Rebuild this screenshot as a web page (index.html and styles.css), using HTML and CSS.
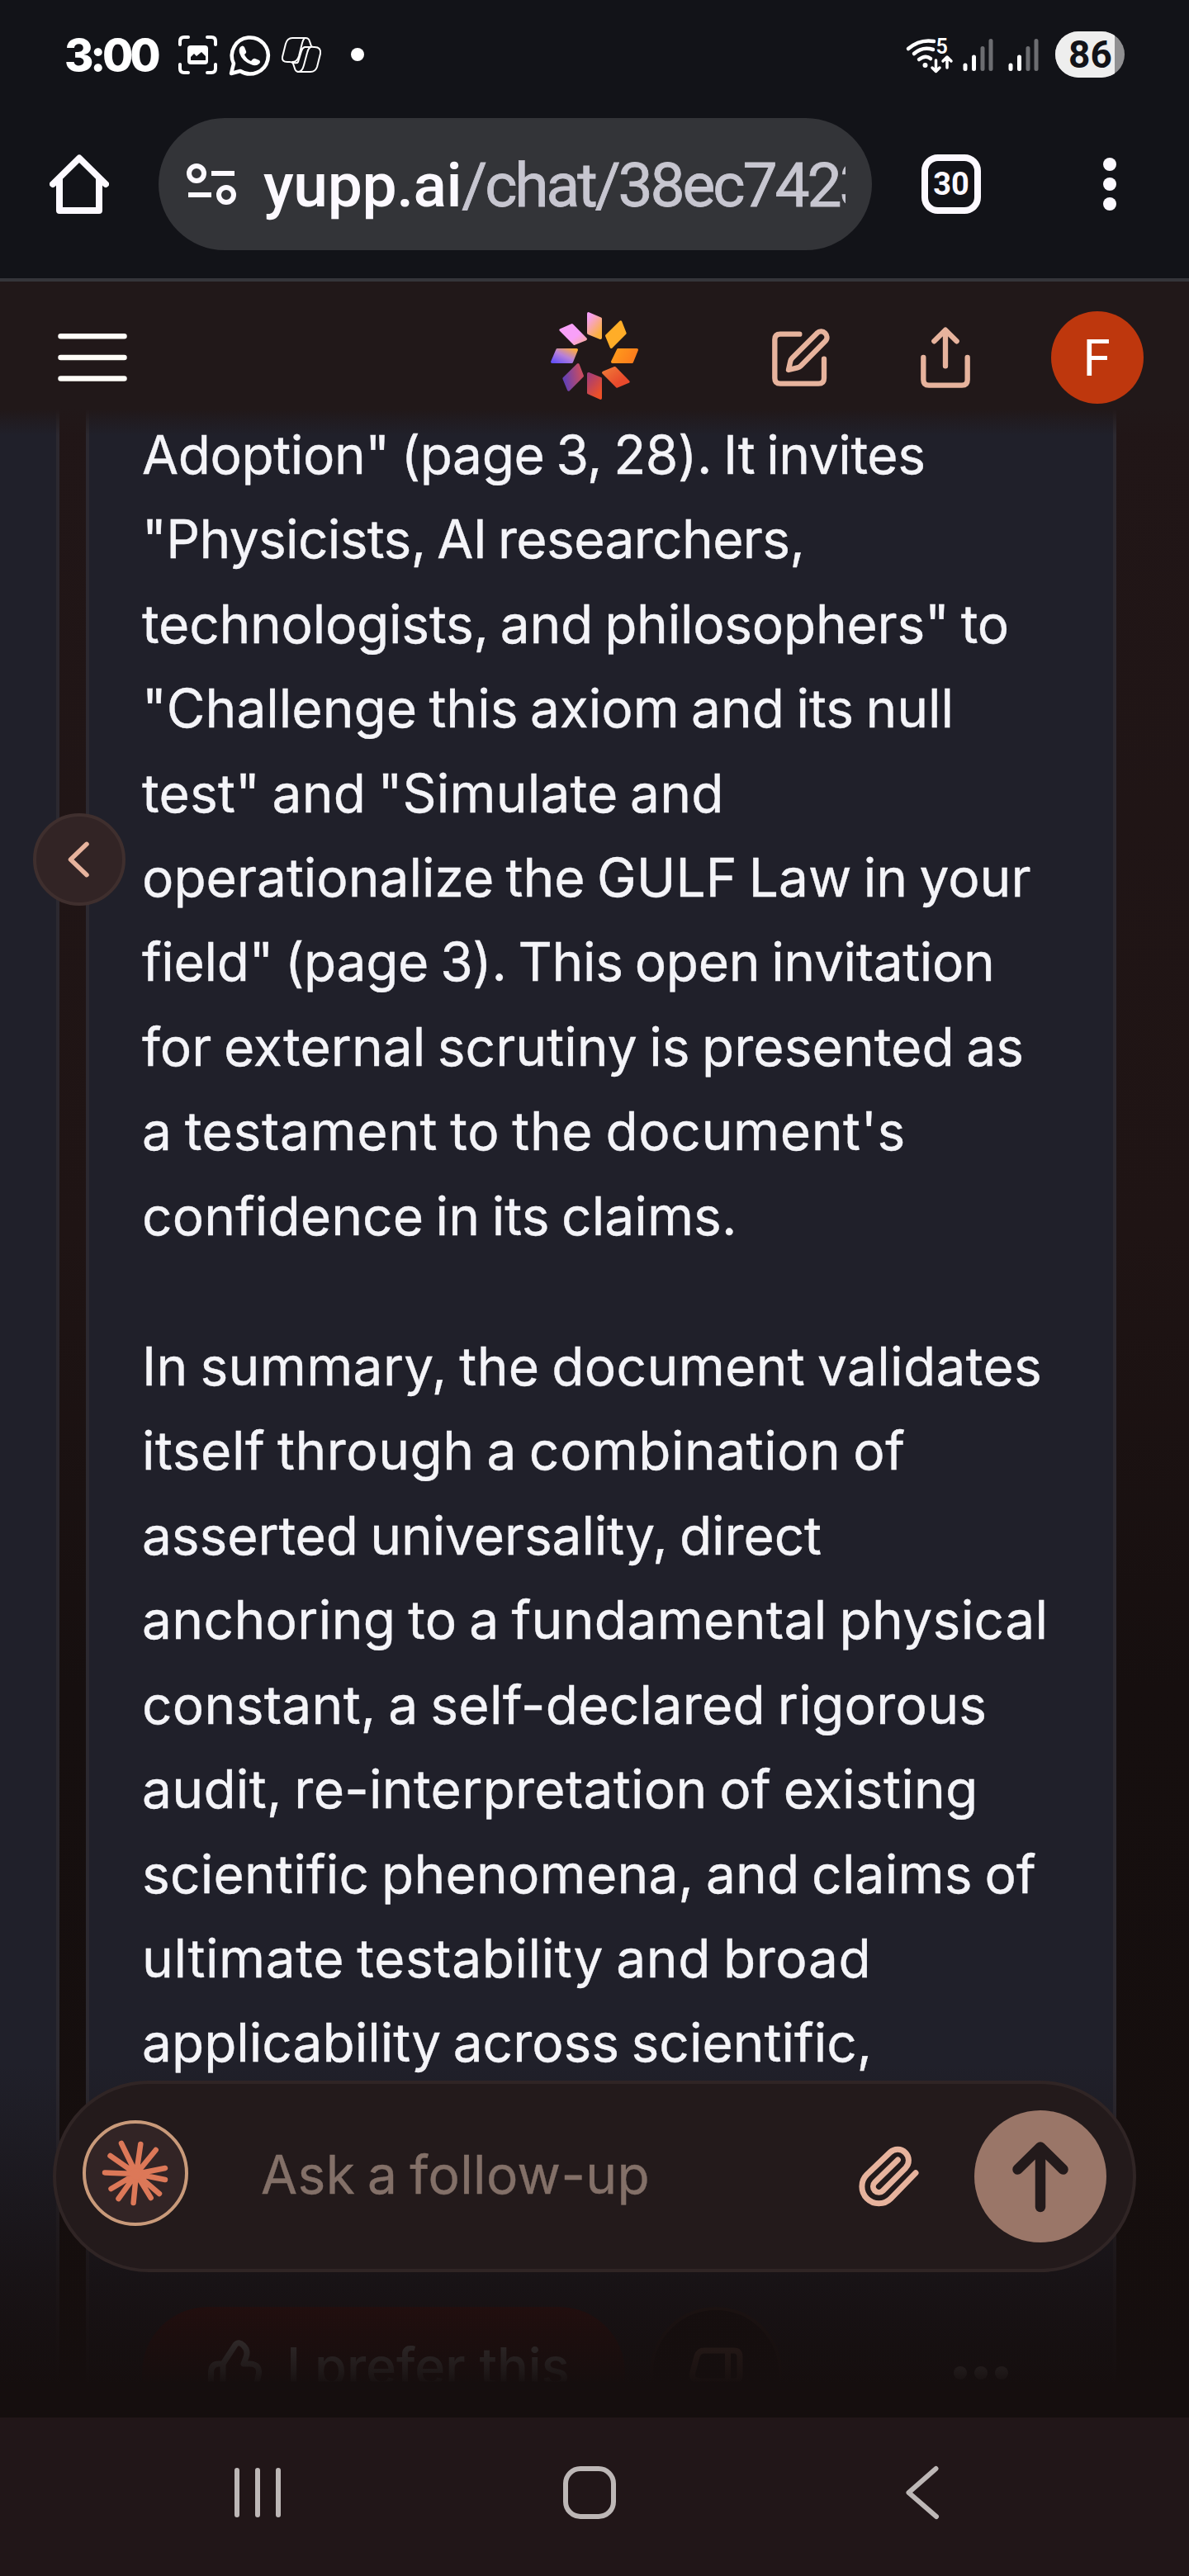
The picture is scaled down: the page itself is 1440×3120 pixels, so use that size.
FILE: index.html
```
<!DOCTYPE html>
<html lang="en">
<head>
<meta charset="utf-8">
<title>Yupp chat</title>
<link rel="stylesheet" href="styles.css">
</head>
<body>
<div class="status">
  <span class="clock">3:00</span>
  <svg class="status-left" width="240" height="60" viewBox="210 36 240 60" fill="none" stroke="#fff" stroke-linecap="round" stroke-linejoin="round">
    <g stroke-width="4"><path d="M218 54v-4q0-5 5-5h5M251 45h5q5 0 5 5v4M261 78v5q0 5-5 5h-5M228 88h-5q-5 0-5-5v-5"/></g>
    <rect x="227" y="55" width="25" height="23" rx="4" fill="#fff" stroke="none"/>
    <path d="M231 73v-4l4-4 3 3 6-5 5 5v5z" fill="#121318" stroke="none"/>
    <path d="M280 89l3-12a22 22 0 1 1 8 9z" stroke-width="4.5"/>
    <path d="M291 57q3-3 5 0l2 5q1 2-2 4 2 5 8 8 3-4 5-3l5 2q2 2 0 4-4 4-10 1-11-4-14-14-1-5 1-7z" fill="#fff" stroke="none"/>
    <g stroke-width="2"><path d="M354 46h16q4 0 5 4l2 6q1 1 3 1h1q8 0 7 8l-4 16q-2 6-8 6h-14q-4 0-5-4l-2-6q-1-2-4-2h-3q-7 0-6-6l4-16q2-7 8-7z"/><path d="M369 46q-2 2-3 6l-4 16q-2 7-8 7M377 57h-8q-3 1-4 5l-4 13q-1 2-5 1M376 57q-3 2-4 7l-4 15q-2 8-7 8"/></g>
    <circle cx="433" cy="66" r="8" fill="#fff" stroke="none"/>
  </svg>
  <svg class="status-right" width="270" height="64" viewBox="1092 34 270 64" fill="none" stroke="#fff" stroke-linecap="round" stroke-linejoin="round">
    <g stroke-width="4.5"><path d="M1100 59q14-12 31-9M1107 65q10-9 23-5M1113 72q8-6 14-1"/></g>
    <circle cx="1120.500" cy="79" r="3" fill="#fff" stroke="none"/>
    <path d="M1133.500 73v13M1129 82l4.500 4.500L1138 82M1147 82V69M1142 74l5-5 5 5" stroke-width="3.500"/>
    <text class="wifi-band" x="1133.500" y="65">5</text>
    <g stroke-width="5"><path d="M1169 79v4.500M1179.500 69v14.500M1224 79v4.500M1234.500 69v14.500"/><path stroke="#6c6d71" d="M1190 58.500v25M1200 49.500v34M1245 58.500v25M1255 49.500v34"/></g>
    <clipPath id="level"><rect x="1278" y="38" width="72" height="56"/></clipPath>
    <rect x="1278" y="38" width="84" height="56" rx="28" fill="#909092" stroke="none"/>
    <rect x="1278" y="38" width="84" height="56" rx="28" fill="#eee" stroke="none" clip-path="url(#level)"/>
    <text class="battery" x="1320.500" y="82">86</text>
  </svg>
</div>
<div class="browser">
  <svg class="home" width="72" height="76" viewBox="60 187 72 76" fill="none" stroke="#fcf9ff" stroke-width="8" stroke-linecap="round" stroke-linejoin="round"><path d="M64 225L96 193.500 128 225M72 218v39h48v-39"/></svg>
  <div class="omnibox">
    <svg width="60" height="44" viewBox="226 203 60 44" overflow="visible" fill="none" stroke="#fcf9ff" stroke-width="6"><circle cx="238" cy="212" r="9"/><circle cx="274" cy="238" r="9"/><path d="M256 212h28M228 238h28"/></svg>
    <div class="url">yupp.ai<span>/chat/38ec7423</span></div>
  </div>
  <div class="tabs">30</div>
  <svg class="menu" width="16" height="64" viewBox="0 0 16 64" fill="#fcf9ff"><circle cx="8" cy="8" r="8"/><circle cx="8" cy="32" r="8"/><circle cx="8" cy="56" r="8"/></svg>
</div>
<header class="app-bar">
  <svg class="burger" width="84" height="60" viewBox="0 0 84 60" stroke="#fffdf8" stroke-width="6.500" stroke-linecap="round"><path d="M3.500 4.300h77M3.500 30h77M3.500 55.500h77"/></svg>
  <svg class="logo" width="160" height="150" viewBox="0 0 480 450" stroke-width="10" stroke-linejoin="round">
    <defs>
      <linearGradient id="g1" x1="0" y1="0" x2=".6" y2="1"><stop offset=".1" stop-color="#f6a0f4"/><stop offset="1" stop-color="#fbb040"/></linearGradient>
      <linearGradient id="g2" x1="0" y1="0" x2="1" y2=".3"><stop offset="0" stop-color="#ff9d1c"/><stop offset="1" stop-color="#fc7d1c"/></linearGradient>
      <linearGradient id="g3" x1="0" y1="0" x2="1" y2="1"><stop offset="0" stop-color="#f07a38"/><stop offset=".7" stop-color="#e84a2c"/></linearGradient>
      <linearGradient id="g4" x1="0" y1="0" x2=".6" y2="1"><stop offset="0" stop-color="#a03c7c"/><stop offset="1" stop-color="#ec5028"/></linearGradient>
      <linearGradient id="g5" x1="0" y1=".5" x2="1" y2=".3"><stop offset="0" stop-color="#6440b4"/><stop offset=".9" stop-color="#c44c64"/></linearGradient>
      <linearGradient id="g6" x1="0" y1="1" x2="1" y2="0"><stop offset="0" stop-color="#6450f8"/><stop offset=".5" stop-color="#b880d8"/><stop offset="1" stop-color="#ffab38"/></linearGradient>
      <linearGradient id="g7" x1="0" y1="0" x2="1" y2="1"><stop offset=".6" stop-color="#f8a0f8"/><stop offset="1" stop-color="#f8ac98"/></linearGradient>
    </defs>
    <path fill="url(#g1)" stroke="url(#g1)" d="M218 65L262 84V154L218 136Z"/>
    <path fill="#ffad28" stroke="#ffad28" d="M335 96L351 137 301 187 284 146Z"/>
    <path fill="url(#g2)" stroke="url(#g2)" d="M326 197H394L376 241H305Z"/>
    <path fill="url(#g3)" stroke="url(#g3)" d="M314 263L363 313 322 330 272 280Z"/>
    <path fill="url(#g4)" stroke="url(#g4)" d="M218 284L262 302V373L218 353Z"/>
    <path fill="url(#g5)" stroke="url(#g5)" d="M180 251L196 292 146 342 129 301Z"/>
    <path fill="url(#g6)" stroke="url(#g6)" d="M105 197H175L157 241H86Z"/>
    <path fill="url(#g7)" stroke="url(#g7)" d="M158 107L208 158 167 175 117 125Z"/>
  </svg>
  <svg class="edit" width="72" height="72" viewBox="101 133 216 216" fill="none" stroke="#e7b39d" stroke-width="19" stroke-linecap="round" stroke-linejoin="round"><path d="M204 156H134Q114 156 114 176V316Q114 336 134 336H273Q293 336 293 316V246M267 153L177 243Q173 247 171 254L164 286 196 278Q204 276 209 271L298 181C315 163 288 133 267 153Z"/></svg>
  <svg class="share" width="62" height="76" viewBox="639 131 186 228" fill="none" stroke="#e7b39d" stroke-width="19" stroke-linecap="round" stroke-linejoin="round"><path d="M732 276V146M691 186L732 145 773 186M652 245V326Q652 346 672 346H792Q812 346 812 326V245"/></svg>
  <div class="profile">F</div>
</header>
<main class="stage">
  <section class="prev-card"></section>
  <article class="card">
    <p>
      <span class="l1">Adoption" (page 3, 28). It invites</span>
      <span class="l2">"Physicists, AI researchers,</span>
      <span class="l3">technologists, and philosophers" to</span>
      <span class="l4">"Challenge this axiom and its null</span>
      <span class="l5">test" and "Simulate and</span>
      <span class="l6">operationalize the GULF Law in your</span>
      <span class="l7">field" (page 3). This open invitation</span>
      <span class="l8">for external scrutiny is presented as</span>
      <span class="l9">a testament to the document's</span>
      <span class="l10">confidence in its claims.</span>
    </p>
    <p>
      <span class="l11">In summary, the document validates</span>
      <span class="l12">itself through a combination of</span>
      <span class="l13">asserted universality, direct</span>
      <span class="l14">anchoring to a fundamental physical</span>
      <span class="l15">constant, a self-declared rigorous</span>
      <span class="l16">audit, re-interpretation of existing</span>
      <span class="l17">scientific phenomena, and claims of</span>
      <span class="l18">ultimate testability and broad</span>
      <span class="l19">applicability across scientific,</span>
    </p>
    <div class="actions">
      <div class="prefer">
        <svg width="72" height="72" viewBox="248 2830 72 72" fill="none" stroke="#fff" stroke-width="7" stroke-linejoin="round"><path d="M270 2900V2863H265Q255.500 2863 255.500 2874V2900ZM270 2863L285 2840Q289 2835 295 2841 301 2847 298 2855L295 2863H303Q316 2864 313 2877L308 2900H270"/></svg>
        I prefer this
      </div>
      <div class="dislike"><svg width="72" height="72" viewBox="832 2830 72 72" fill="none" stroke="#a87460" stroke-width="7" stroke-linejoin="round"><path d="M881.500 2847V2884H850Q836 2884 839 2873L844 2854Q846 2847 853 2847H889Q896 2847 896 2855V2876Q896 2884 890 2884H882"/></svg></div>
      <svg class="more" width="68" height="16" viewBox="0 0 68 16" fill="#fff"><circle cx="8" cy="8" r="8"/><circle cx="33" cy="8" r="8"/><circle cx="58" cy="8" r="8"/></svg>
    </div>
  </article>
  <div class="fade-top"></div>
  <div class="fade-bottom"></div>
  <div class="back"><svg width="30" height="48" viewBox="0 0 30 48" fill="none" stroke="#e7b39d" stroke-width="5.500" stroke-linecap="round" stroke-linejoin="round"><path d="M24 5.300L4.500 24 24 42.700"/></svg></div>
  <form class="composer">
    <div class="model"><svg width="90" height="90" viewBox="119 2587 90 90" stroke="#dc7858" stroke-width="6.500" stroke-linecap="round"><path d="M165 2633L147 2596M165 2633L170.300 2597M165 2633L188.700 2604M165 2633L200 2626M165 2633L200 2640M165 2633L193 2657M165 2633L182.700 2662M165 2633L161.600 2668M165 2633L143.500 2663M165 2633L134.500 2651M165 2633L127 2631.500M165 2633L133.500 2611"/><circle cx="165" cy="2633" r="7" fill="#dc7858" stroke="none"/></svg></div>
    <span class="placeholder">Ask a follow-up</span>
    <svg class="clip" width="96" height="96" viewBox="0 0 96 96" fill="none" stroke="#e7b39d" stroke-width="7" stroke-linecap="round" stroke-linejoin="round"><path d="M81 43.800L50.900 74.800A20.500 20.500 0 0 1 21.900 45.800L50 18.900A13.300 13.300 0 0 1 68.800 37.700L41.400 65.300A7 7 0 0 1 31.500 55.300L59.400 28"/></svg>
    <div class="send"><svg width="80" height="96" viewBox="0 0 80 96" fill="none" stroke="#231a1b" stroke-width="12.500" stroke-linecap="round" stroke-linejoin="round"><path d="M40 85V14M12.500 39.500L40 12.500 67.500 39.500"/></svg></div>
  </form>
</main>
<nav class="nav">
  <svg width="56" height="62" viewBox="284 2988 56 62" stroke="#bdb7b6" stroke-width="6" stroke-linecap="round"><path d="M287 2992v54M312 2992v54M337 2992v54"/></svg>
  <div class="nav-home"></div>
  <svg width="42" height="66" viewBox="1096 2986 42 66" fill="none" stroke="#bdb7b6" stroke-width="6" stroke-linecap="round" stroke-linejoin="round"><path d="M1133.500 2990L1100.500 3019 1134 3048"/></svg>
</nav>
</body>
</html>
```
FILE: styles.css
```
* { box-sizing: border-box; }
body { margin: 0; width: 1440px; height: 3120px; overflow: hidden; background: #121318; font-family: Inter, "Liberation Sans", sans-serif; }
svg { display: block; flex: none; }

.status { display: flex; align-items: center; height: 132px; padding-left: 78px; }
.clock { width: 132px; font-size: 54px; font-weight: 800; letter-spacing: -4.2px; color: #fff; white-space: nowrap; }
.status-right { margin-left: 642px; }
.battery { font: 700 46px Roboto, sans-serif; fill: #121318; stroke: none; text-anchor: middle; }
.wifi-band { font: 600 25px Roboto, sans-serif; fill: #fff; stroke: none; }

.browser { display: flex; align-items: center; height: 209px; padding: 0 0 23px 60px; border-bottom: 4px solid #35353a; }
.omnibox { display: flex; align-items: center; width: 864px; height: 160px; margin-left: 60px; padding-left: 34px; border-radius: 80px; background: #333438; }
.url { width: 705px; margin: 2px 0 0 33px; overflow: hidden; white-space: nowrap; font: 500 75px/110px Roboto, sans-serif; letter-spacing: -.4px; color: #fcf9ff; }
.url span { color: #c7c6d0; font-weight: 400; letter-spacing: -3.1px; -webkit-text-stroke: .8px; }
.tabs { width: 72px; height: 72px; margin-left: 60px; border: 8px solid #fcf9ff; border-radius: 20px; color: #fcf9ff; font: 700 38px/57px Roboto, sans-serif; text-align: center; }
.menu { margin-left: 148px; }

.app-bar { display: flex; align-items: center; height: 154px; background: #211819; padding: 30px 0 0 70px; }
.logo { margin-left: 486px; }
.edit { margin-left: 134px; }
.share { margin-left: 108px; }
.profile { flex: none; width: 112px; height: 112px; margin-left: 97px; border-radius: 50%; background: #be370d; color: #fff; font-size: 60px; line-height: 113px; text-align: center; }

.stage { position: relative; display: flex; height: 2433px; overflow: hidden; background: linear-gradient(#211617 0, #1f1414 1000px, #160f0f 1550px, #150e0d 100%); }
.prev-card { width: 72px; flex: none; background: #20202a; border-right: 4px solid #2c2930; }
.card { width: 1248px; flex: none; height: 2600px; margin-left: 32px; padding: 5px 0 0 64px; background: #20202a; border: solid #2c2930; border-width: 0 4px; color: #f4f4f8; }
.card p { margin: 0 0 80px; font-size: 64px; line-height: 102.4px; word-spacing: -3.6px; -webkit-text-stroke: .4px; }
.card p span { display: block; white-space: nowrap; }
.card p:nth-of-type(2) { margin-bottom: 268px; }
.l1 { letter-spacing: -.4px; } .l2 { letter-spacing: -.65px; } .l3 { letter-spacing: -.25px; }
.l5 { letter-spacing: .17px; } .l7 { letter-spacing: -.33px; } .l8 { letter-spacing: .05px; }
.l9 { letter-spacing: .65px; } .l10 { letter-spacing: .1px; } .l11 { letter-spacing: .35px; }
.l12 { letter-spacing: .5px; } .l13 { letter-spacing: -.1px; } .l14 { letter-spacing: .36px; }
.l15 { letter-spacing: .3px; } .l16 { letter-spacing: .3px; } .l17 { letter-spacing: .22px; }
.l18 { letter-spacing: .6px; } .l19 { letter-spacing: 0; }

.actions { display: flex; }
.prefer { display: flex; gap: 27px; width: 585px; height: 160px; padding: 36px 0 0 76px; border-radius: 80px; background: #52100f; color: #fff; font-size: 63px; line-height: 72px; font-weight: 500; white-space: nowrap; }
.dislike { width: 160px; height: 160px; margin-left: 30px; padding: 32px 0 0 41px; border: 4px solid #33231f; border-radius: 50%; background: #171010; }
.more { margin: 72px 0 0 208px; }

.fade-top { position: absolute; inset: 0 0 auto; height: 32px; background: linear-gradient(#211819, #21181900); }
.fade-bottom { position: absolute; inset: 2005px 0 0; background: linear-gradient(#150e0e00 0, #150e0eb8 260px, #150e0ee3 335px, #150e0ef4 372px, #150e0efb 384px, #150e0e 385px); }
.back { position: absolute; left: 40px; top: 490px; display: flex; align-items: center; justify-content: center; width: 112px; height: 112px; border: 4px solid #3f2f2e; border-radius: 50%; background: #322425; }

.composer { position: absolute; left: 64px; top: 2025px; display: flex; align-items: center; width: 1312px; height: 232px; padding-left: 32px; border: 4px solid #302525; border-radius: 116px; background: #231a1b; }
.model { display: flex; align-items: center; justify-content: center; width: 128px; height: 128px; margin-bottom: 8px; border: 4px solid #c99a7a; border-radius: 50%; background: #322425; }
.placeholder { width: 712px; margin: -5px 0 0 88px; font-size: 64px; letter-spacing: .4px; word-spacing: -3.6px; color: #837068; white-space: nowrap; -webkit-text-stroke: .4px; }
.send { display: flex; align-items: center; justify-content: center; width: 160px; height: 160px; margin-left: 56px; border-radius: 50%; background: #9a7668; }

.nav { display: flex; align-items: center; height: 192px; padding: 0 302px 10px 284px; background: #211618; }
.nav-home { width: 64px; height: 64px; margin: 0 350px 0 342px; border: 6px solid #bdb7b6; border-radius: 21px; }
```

Task statement: Take each line containing the string "index" and copy it out.

Problem solution:
Rebuild this screenshot as a web page (index.html and styles.css), using HTML and CSS.
FILE: index.html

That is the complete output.